Мечтала она о белом этом платье невесты. О таком вот кортеже. О совместной жизни с любимым. О ребенке, которого она когда-нибудь ему родит. Мечтала о том, о чем может мечтать такая вот чистая и любящая девочка. И все ее мечты были знакомы ее душе. Ведь шли они — из ее души.
Так она светилась и мечтала, и на площадь эту любила приходить — чтобы посмотреть на чужие свадьбы, о своей мечтая, до тех пор, пока не отрезвил ее бесчувственный этот человек.
— Относись к жизни проще, — сказал он ей при последнем их свидании. — Ну, потрахались, ну, получили удовольствие — и ладно…

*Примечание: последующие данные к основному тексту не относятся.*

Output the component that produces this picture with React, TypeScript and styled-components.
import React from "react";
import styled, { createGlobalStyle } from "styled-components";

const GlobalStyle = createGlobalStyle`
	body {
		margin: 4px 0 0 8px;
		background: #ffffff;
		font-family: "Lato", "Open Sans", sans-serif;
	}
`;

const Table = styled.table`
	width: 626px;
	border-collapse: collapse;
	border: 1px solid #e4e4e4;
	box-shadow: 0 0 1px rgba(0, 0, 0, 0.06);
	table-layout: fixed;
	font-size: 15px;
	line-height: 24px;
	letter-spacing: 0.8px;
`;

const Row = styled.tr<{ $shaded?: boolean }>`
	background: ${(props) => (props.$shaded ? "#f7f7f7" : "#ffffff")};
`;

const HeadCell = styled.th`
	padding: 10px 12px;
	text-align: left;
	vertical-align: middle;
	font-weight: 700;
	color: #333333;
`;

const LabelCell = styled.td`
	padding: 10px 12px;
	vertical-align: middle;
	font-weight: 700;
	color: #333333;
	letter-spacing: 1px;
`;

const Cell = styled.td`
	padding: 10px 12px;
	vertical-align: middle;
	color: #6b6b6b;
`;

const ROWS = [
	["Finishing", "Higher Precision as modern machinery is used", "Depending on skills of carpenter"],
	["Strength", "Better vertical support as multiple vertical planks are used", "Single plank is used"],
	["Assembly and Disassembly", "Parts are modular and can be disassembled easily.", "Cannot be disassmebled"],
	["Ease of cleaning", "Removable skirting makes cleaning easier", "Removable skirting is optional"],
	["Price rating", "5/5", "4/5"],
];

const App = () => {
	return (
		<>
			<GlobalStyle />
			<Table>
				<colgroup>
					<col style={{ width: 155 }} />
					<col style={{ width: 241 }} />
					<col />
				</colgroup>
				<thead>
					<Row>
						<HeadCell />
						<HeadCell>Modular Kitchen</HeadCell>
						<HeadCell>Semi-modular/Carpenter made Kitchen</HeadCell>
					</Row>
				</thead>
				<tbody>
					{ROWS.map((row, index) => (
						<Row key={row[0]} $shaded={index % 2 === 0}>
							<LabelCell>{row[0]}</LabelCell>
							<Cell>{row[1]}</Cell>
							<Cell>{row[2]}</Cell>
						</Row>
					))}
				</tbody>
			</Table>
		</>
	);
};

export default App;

И увидя, как закипают на ее глазах, как текут по ее щекам слезы, добавил, морщась, как от головной боли:
— Ну, полегче, полегче… Никто ничего никому не обещал… Вообще не понимаю, в чем проблема…
Проблема была только в одном — был он бездушным и бесчувственным. И сердце его холодное могло только заморозить открытое сердце девочки. И девочка эта светлая, пережив боль этого бездушия и холода, тоже отказалась от своих чувств, от своей веры в любовь, от желания любить. И отказалась от души своей, и теперь — бродит где-то, неприкаянная и бездушная…

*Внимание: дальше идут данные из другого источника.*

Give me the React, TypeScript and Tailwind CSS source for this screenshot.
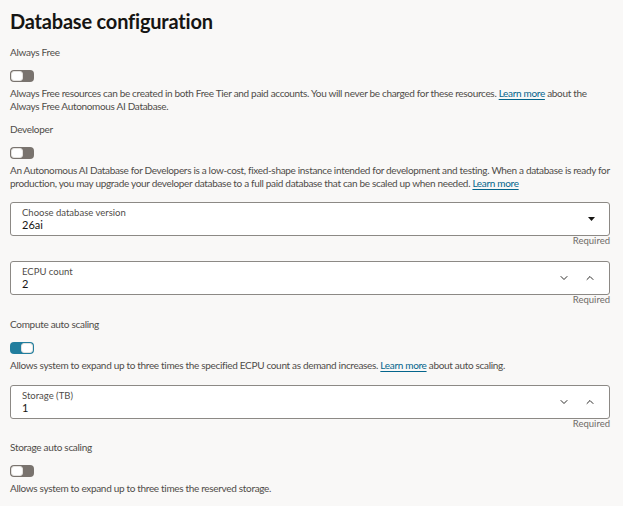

Брошенная Душа замотала головой, прогоняя ненужные воспоминания, и устремилась к огромному рекламному транспаранту телефонной компании, растянутому над главной площадью.

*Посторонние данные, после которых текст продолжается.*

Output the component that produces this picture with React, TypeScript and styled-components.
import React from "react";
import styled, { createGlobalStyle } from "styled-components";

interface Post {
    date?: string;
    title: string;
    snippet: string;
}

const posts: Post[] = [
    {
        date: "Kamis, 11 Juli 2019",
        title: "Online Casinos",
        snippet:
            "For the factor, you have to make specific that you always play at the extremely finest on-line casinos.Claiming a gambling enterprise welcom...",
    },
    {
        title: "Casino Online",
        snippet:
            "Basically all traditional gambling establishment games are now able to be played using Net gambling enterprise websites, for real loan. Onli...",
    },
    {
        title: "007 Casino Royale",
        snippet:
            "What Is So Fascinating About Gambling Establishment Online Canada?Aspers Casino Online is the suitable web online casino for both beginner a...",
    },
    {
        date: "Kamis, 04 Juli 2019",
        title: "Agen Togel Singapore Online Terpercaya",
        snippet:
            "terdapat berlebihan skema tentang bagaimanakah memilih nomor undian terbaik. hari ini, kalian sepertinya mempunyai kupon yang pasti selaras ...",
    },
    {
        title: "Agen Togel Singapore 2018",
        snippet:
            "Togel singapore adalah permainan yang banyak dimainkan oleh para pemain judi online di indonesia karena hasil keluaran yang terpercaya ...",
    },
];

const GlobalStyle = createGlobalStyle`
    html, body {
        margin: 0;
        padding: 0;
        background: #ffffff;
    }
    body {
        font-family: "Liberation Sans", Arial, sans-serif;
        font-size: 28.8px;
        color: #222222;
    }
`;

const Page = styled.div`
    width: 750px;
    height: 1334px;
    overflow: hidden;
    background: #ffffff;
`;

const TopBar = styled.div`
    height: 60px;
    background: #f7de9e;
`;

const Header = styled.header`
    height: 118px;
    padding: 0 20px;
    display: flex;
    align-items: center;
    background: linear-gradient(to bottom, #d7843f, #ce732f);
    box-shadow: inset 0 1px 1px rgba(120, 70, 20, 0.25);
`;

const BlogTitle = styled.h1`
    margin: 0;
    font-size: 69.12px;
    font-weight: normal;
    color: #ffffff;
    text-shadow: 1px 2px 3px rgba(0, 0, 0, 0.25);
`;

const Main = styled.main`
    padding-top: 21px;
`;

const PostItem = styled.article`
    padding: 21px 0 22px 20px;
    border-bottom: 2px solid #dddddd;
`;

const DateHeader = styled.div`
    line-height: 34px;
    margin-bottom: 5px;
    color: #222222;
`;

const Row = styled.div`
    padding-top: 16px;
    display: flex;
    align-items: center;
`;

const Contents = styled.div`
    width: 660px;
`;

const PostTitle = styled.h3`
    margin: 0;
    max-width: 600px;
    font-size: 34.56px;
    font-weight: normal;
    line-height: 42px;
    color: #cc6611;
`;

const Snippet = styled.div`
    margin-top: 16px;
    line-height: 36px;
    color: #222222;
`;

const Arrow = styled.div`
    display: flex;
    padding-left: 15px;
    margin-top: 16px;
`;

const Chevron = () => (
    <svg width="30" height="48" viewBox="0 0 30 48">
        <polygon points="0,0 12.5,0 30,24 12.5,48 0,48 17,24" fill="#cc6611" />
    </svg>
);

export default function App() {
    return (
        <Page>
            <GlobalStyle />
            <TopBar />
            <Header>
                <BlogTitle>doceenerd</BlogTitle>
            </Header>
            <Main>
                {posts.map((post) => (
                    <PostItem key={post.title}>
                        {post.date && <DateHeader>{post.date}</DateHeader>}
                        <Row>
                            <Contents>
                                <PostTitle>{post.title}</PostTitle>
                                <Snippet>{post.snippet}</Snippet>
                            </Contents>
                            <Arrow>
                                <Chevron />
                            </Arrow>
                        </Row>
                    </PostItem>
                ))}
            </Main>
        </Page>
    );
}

— Новый вид услуги «Мы — вместе»… — было написано на нем. И в этом Брошенная Душа тоже усмотрела хороший знак.
И она спланировала на транспарант, с которого сотни душ наблюдали за свадебными ритуалами. За тем, как выходила из подъезжающей машины новая пара, как окружали ее нарядные гости и разливали шампанское, и кричали «Горько!», как молодые несли цветы к памятнику, потом выпускали из рук в небо пару белых голубей, которые им услужливо передавали организаторы этих ритуалов, и опять все кричали «Горько!», и разливали шампанское, — и фотографировали себя, и молодых, и садились в украшенные автомобили, и новая пара приезжала, чтобы положить цветы и выпустить голубей, выпить шампанское, и сфотографироваться…
Души молчали. Просто — мертвая тишина стояла тут, наверху, на растяжке транспаранта. И Брошенная Душа не поняла сначала, почему все молчат. Почему не радуются.
И тут только обратила внимание, как много среди сидевших на растяжке транспаранта было пар, как много душ, душевно и тепло укутав друг друга крылышками, сидели, прижавшись друг к другу нежными своими прозрачными телами.
— Чего это они? — шепотом, чтобы никого не обидеть своим непониманием, спросила она у души, сидевшей неподалеку. — Чего это они все молчат и сидят по парам?